There are restaurants that feed you, and then there are restaurants that change the way you think about a city. The Plaid Apron, tucked into the Bearden neighborhood of West Knoxville, falls squarely into the second category. From the moment you walk through the door, you understand that something genuinely thoughtful is happening here — and that you made a very good decision tonight.
Chef Kristopher Kern opened The Plaid Apron with a simple but ambitious premise: take the incredible agricultural bounty of East Tennessee and treat it with the kind of skill and reverence you might expect at a celebrated urban bistro. The result is a menu that reads like a love letter to local farms. You’ll find the names of those farms right there on the menu — Cruze Dairy, Sweetwater Valley, local Appalachian mushroom growers — and that transparency matters. You’re not just eating well, you’re eating connected.
The space itself strikes a lovely balance. It’s warm and intimate without feeling cramped, with clean lines, exposed wood, and soft lighting that makes everything — the food, your company, your wine — look its absolute best. The dining room hums at a comfortable pitch on weekend evenings, lively enough to feel special, quiet enough to hold a real conversation. Service is attentive without hovering, the kind of front-of-house presence that knows when to appear and when to disappear gracefully.
Now, the food. Start with the charcuterie board if it’s on the menu that evening — house-cured meats, local cheeses, and pickled vegetables that arrive as a little edible map of the region. The seasonal vegetable dishes here are not afterthoughts; they are frequently the most surprising and satisfying plates on the table. Kern has a particular gift for coaxing deep flavor from produce, and a roasted root vegetable dish or a composed salad with unexpected textures will remind you why farm-to-table cooking, done right, never gets old.
Entrées rotate with the seasons, which means your visit in October will be a completely different experience from one in April — and that’s a feature, not a bug. Previous visits have turned up beautifully seared duck breast, locally sourced pork with imaginative accompaniments, and fish preparations that feel both elegant and approachable. Desserts are restrained and precise; the pastry work here doesn’t shout, it whispers, and you lean in.
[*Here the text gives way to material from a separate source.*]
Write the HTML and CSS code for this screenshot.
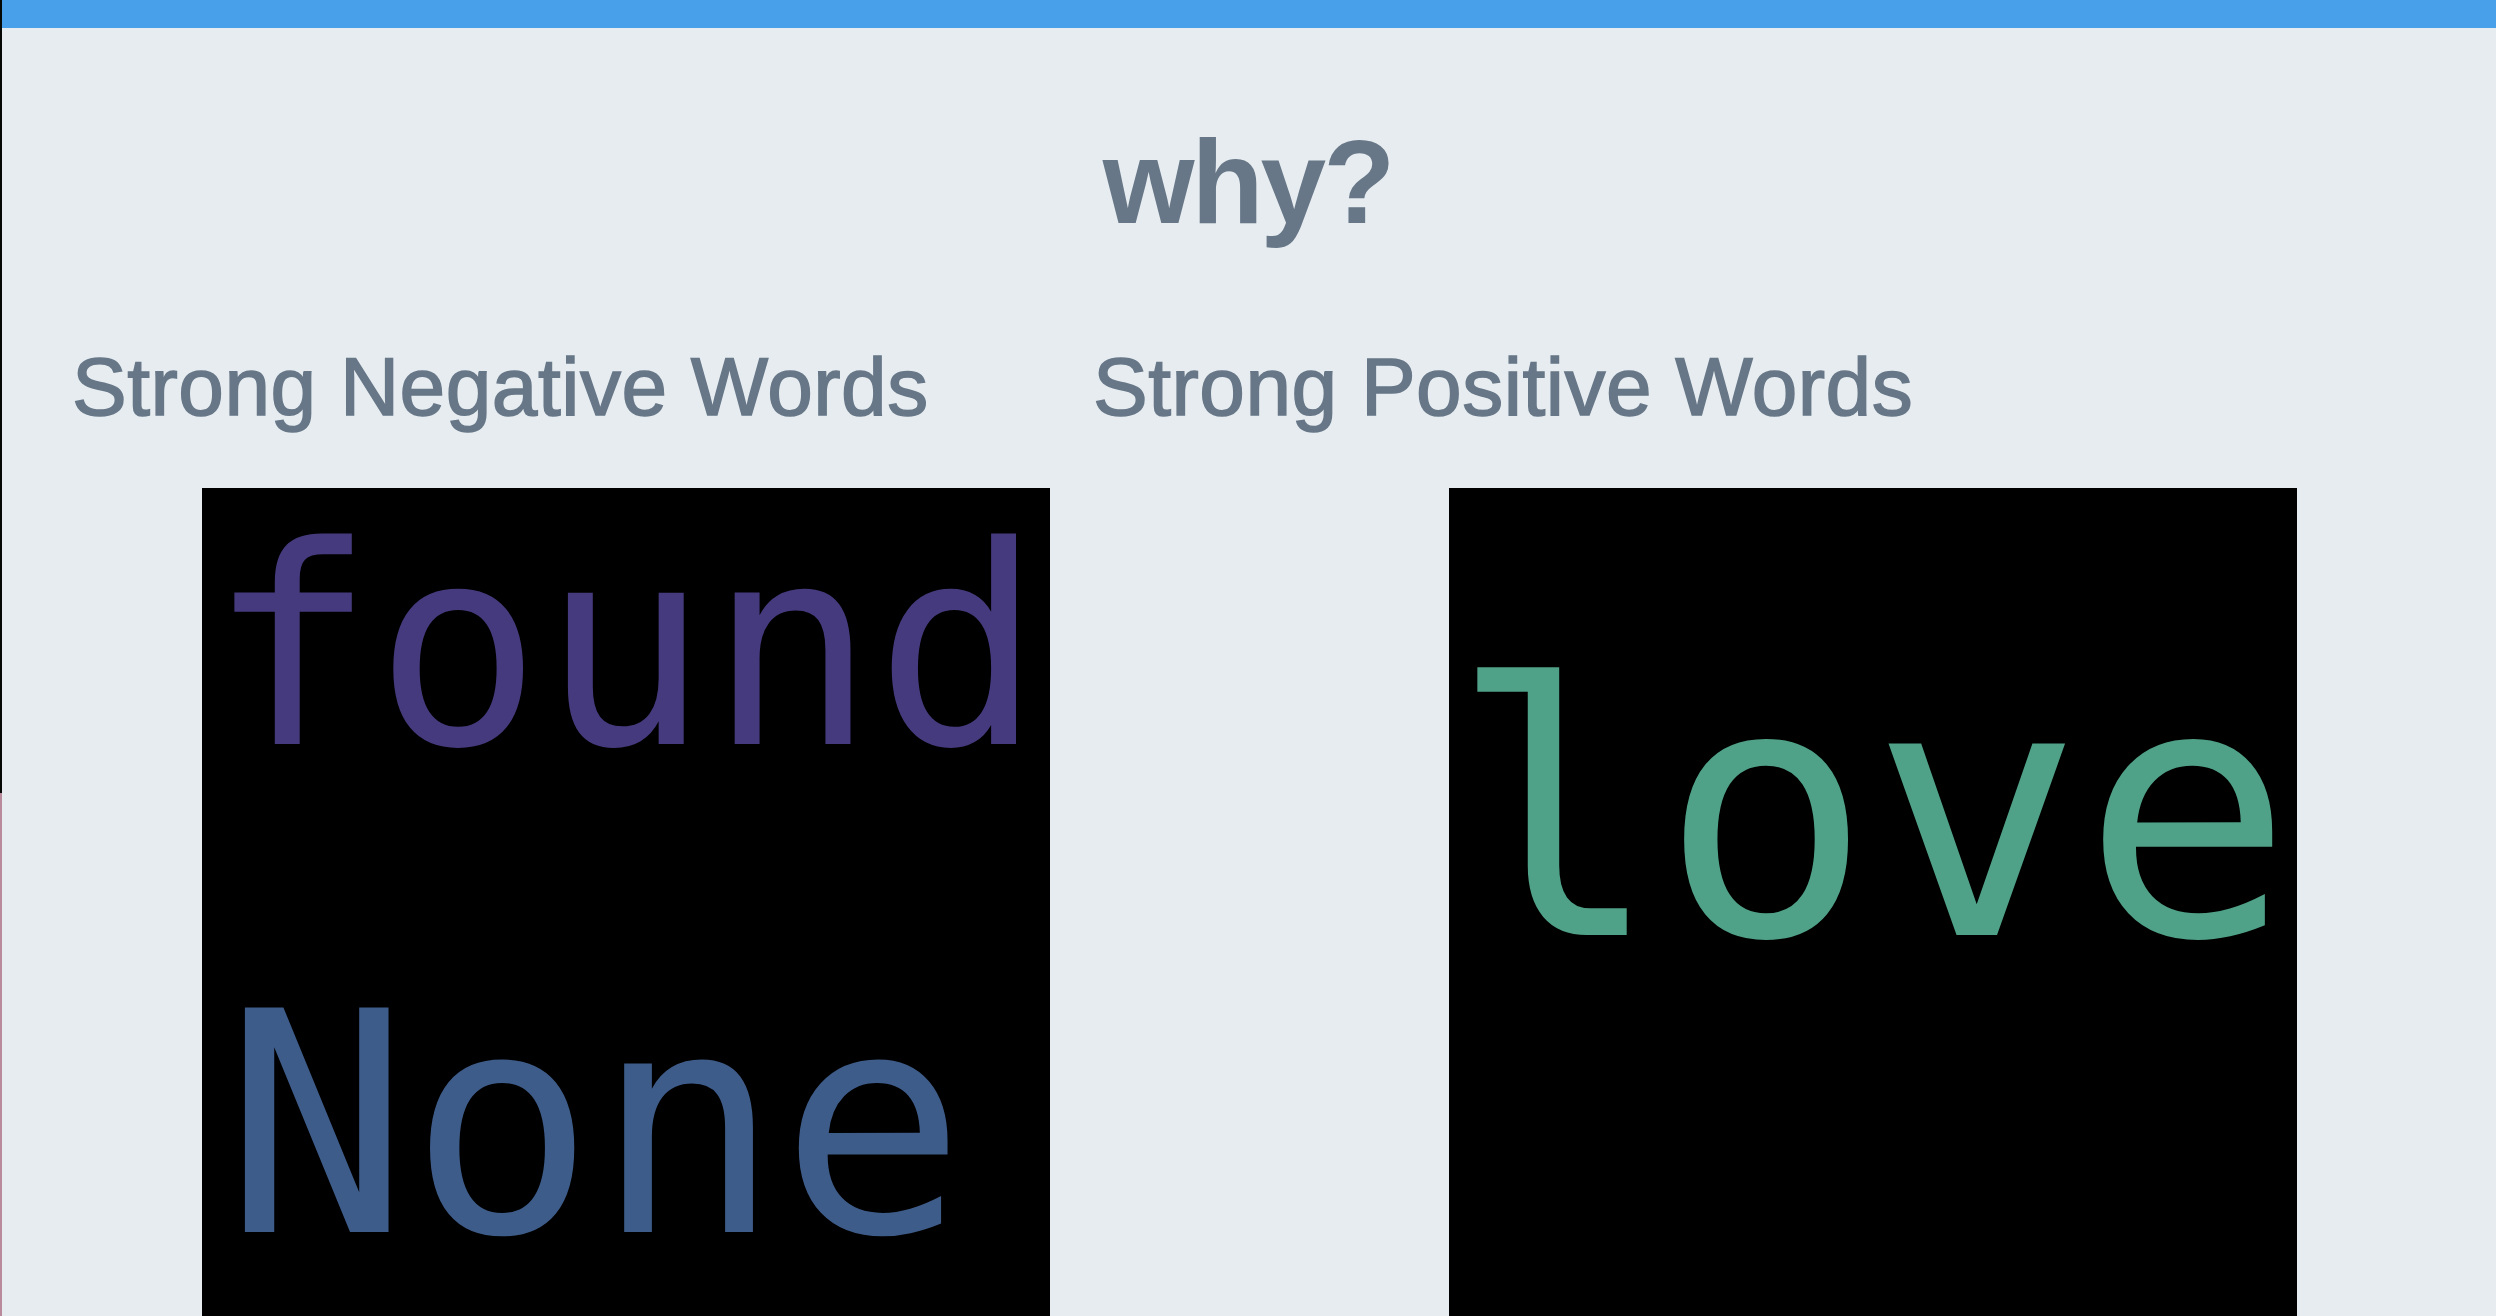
FILE: index.html
```
<!DOCTYPE html>
<html>
<head>
<meta charset="utf-8">
<title>why?</title>
<link rel="stylesheet" href="styles.css">
</head>
<body>
<div class="edge"></div>
<div class="main">
  <div class="topbar"></div>
  <h1 class="title">why?</h1>
  <div class="headers">
    <h2 class="subtitle">Strong Negative Words</h2>
    <h2 class="subtitle">Strong Positive Words</h2>
  </div>
  <div class="clouds">
    <div class="cloud-col">
      <svg class="cloud" viewBox="0 0 848 848" width="848" height="848">
        <rect width="848" height="848" fill="#000"/>
        <text class="word" x="6" y="256" font-size="277" fill="#463a7e">found</text>
        <text class="word" x="22" y="744" font-size="308" fill="#3e5c8a">None</text>
      </svg>
    </div>
    <div class="cloud-col">
      <svg class="cloud" viewBox="0 0 848 848" width="848" height="848">
        <rect width="848" height="848" fill="#000"/>
        <text class="word" x="1" y="447" font-size="350" fill="#4fa187">love</text>
      </svg>
    </div>
  </div>
</div>
</body>
</html>
```
FILE: styles.css
```
html, body {
  margin: 0;
  padding: 0;
  height: 100%;
}
body {
  display: flex;
  background: #e6ecef;
  overflow: hidden;
  font-family: "Liberation Sans", Arial, sans-serif;
  color: #677788;
}
.edge {
  width: 2px;
  flex: 0 0 2px;
  background: linear-gradient(to bottom, #050805 0, #050805 793px, #b98a9c 793px, #b98a9c 100%);
}
.main {
  flex: 1;
  min-width: 0;
  overflow: hidden;
}
.topbar {
  height: 28px;
  background: #49a0ea;
}
.title {
  margin: 95px 0 0 0;
  font-size: 118px;
  line-height: 1;
  font-weight: bold;
  text-align: center;
  letter-spacing: -3px;
  text-indent: -3px;
}
.headers {
  display: grid;
  grid-template-columns: 1021px auto;
  padding-left: 70px;
  margin-top: 105px;
}
.subtitle {
  margin: 0;
  font-size: 82px;
  line-height: 1;
  font-weight: normal;
  letter-spacing: 0.5px;
  white-space: nowrap;
  -webkit-text-stroke: 1.5px #677788;
}
.clouds {
  display: grid;
  grid-template-columns: 1fr 1fr;
  margin-top: 60px;
}
.cloud-col {
  display: flex;
  justify-content: center;
}
.cloud {
  display: block;
  width: 848px;
  height: 848px;
}
.word {
  font-family: "DejaVu Sans Mono", "Liberation Mono", monospace;
}
```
The Plaid Apron sits at 1210 Kenesaw Avenue, just off the busy corridor of Kingston Pike, but the restaurant feels like its own world once you’re inside. Reservations are strongly recommended, especially on Friday and Saturday evenings. This is date-night territory, celebration territory, or simply the territory of someone who takes food seriously and wants Knoxville to impress a guest from out of town.
If you come to Knoxville and only have one proper sit-down dinner, this is where you spend it. You’ll leave understanding that East Tennessee’s culinary scene has arrived — and it tastes extraordinary.